Of course, there is a fine line between persecuting political opponents and disqualifying those who want their country invaded by a foreign power, in this case ‘the police of the world’. It is true that governments often disparage their opponents by alleging that they are agents of a foreign power (as U.S. Senator Nancy Pelosi did recently to those in the United States who are protesting Israel’s genocide against Palestinians, calling them agents of Russia and asking the Federal Bureau of Investigations to monitor them). Machado, however, has openly made statements calling for the United States to invade Venezuela, which in any country would be considered out of bounds.
In December 2020, I met with a range of opposition leaders in Venezuela who had turned against the regime change positions of people like Machado. Timoteo Zambrano, a leader of Cambiemos Movimiento Ciudadano, told me that it was no longer possible to go before the Venezuelan people and call for an end to Chavismo, the socialist programme set in place by Hugo Chávez. This meant that large sections of the right, including Zambrano’s social democratic formation, have had to acknowledge that this standpoint could not easily win popular support. The far right, comprised of people like Juan Guaidó and María Corina Machado, do not have the stomach for actual democratic processes, preferring instead to ride into Caracas on the backs of an F-35 Lightning II.

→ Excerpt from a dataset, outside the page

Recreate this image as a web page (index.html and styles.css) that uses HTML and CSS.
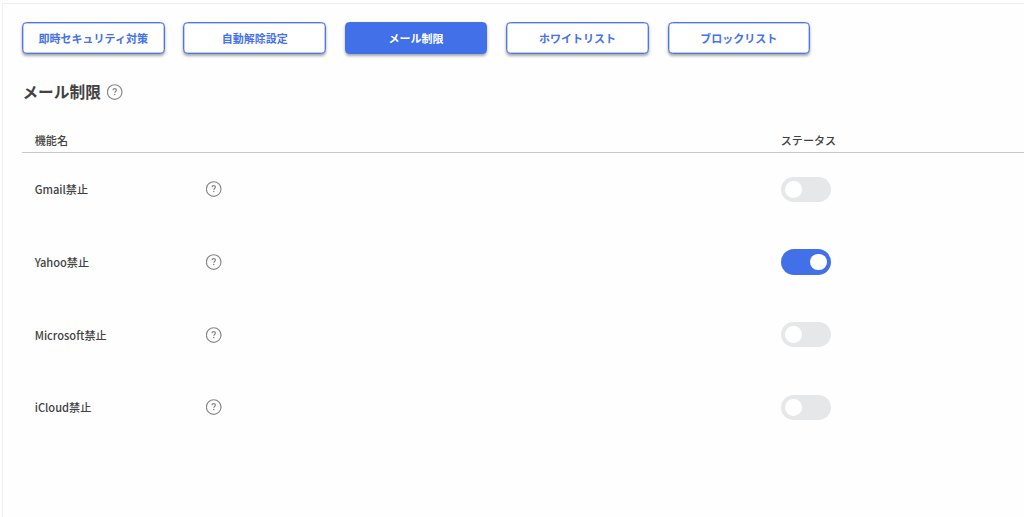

Not even a few months after promising sanctions relief to Venezuela, the U.S. has returned to its hyper-imperialist ways. But the world has changed. In 2006, Chávez went to the United Nations and asked the world’s peoples to read Noam Chomsky’s Hegemony or Survival and then mused, ‘Dawn is breaking all over… It is that the world is waking up. It is waking up all over. And people are standing up’. On 31 January 2024, Maduro went to the TSJ headquarters, where he said, ‘We do not depend on gringos or anyone in this world for investment, prosperity, progress, advancement, [or] growth’. Channelling Chávez from eighteen years ago, Maduro said, ‘Another world has already been born’.